Protocol for keeping records
But destroying a public record is not simple. State agencies — which have legal custody of their records wherever they are stored — can’t just haul them off to be shredded or recycled. They must follow requirements on what records are worth keeping. This is called records retention.
It sounds complicated and it is, at least at the federal level.
“There was a quote in a book that I read that there are over 17,000 federal requirements for the retention of records,” Sletten says.
In Arizona, the retention requirements don’t just apply to state agencies, Sletten says. They go for every political subdivision — all the way down to a one-room school district.
Records Management consultants assist with records keeping throughout the state.
Among other things, an agency must keep records needed to do its business. If it publishes an annual report, it might just want to hold on to a year’s worth of monthly reports, Sletten says.
Records are kept for financial reasons. Federal auditors will want to see how the state spent its money on things like freeway construction.
Then there might be a legal need for a record. Here’s the extreme example: a lawsuit initiated by the Arizona attorney general on prescription-drug pricing prevented disposal of some 32,000 boxes from more than a dozen state agencies. They had been held as possible evidence, though many have been now released, Sletten says.
Last, there’s history to be considered. If a document is deemed historic and significant, it could acquire a whole new status. In time, could become part of the state archive collection.
Fragile archives are stored in a vault the size of a basketball half-court. The room takes up a corner of the Records Management building.
James provides a quick tour.
Constitution, Mecham video
He brings out an original draft of the Arizona Constitution.
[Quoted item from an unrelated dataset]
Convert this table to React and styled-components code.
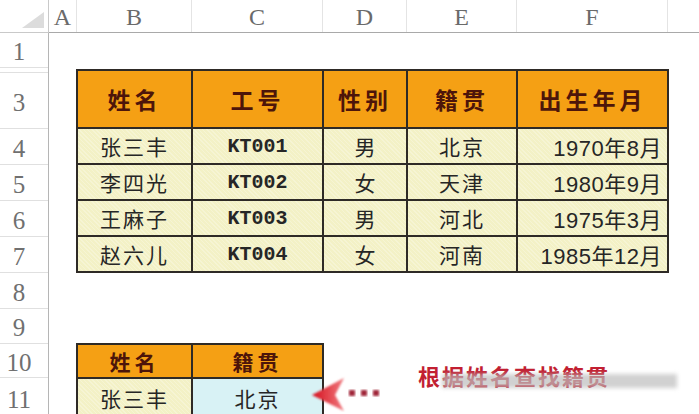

A product of its era, it’s typewritten. A constitution written today would probably be preserved on a flash-drive. Another shelf has endless hours of video on the impeachment trial of Evan Mecham.
Many archives are on microfilm.
“We have approximately 80,000 rolls of film,” James says.
While microfilm is a step removed from the original document, it has the advantage of longevity, Sletten says. Paper made with acid will break down in time. Microfilm is made to last 500 years.
The archives and other permanent records will likely get a new home next June. That’s when the new Polly Rosenbaum Archives and History Building is expected to be completed. It will be just south of Records Management.
Meanwhile the business of government grinds on, creating records in ever more high-tech fashion. And just like paper, electronic records are public records, including e-mail.
Not all government-employee e-mails, Sletten says, are a matter of record. If somebody’s telling their spouse to pick up some milk on the way home, it’s not.
But when La Paz County Attorney Martin Brannan recently sent an e-mail to Rep. Trish Groe, R-3, asking to talk about pending legislation, well, that was a public record. Unfortunately for the sender, the e-mail appeared ill-advised, as — days before — Groe was arrested for drunk driving in Brannan’s jurisdiction.
The Arizona Republic acquired the e-mail through a public-records request.